Client C is fairly simple, it hasn’t kept up with the absolute latest messages but the last known good value is still time=1020 just like client A.

So, for each client we would like a “last known good” value to make fetching new messages more efficient. If no such value exists yet we have to do the hard work involved in establishing this value as outlined above. In practice I don’t think “set A minus set B” where A and B are a few hundred thousand UUIDs is a terribly taxing operation for a computer to perform but it will be a very rare operation using the above decribed method. Once the LKG value is established we can fetch messages and there will only be a 5 minute overhead where we are meticulous to avoid out-of-order issues causing trouble.

We should limit how many clients are user can have. I think 5 is reasonable but making this value configurable to that the weird customer that wants 70 clients of one user for some reason can have that. I figure that the information about a client is miniscule, with just an LKG value really. The bulk of the data is the corresponding list of fetched messages which can range in the multiple of megabytes.
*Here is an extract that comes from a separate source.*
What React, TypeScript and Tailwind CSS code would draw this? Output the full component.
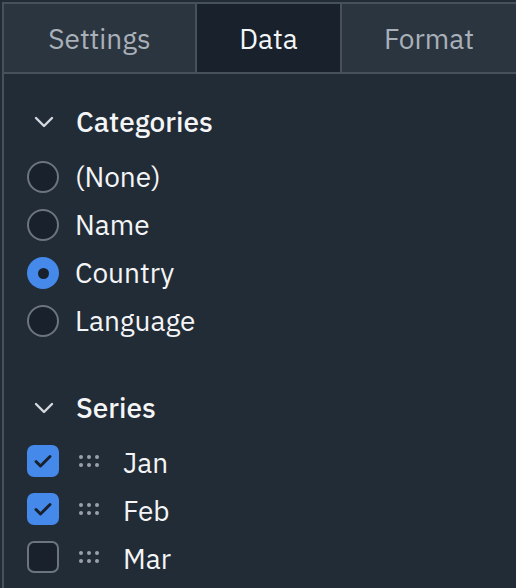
import React, { useState } from 'react';

const tabs = [
  { id: 'settings', label: 'Settings', width: 'w-[193px]' },
  { id: 'data', label: 'Data', width: 'w-[145px]' },
  { id: 'format', label: 'Format', width: 'flex-1' },
];

const categories = ['(None)', 'Name', 'Country', 'Language'];
const seriesInit = [
  { name: 'Jan', checked: true },
  { name: 'Feb', checked: true },
  { name: 'Mar', checked: false },
];

function Chevron() {
  return (
    <svg width="20" height="12" viewBox="0 0 20 12" fill="none" className="shrink-0">
      <path d="M2 2l8 8 8-8" stroke="#d5d9de" strokeWidth="2.4" strokeLinecap="round" strokeLinejoin="round" />
    </svg>
  );
}

function DragDots() {
  return (
    <div className="grid grid-cols-3 gap-x-[4px] gap-y-[4px] w-[20px]">
      {[...Array(6)].map((_, i) => (
        <span key={i} className="block h-[4px] w-[4px] rounded-full bg-[#9aa1a9]" />
      ))}
    </div>
  );
}

export default function App() {
  const [tab, setTab] = useState('data');
  const [category, setCategory] = useState('Country');
  const [series, setSeries] = useState(seriesInit);

  return (
    <div
      className="w-[516px] h-[588px] overflow-hidden bg-[#222c36] pt-[2px] pl-[2px]"
      style={{ fontFamily: '"IBM Plex Sans", "Noto Sans", "Open Sans", sans-serif' }}
    >
      <div className="h-full border-t-2 border-l-2 border-[#46515b]">
        {/* Tabs */}
        <div className="flex h-[70px] border-b-2 border-[#46515b]">
          {tabs.map((t, i) => (
            <button
              key={t.id}
              onClick={() => setTab(t.id)}
              className={`${t.width} flex items-center justify-center pt-[1px] text-[28px] ${
                i < tabs.length - 1 ? 'border-r-2 border-[#46515b]' : ''
              } ${tab === t.id ? 'bg-[#19222c] text-[#f4f5f7]' : 'bg-[#2b3540] text-[#a9b0b8]'}`}
            >
              {t.label}
            </button>
          ))}
        </div>

        <div className="pl-[23px] pt-[24px] text-[28px] text-[#f4f5f7]">
          {/* Categories */}
          <div className="flex items-center h-[48px]">
            <div className="w-[33px] flex justify-center">
              <Chevron />
            </div>
            <span className="ml-[16px] font-medium">Categories</span>
          </div>
          <div className="mt-[7px]">
            {categories.map((c) => {
              const on = category === c;
              return (
                <div key={c} className="flex items-center h-[48px] cursor-pointer" onClick={() => setCategory(c)}>
                  {on ? (
                    <span className="h-[32px] w-[32px] rounded-full bg-[#4589ea] flex items-center justify-center">
                      <span className="h-[11px] w-[11px] rounded-full bg-[#19222c]" />
                    </span>
                  ) : (
                    <span className="h-[32px] w-[32px] rounded-full border-2 border-[#6c757e] bg-[#19222c]" />
                  )}
                  <span className="ml-[16px]">{c}</span>
                </div>
              );
            })}
          </div>

          {/* Series */}
          <div className="flex items-center h-[48px] mt-[39px]">
            <div className="w-[33px] flex justify-center">
              <Chevron />
            </div>
            <span className="ml-[16px] font-medium">Series</span>
          </div>
          <div className="mt-[5px]">
            {series.map((s, idx) => (
              <div key={s.name} className="flex items-center h-[48px]">
                <button
                  onClick={() =>
                    setSeries(series.map((x, j) => (j === idx ? { ...x, checked: !x.checked } : x)))
                  }
                  className={`h-[32px] w-[32px] rounded-[7px] flex items-center justify-center ${
                    s.checked ? 'bg-[#4589ea]' : 'border-2 border-[#6c757e] bg-[#19222c]'
                  }`}
                >
                  {s.checked && (
                    <svg width="20" height="16" viewBox="0 0 20 16" fill="none">
                      <path d="M3 8.5l4.5 4.5L17 3.5" stroke="#19222c" strokeWidth="3" strokeLinecap="round" strokeLinejoin="round" />
                    </svg>
                  )}
                </button>
                <div className="ml-[20px]">
                  <DragDots />
                </div>
                <span className="ml-[24px] mt-[4px]">{s.name}</span>
              </div>
            ))}
          </div>
        </div>
      </div>
    </div>
  );
}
I am thinking about this as a ScyllaDB+Valkey setup where the LKG value is stored in Valkey(because it may be frequently updated but it can be derived from persistent data if Valkey has an aneurysm all of a sudden) and we can simply have the “fetched” table use “organization_id#user_id#client_id” as a partition key and add new entries every time the client fetches a message. I see no real need for a clustering key here since we are using this precisely because we don’t trust wall clock times.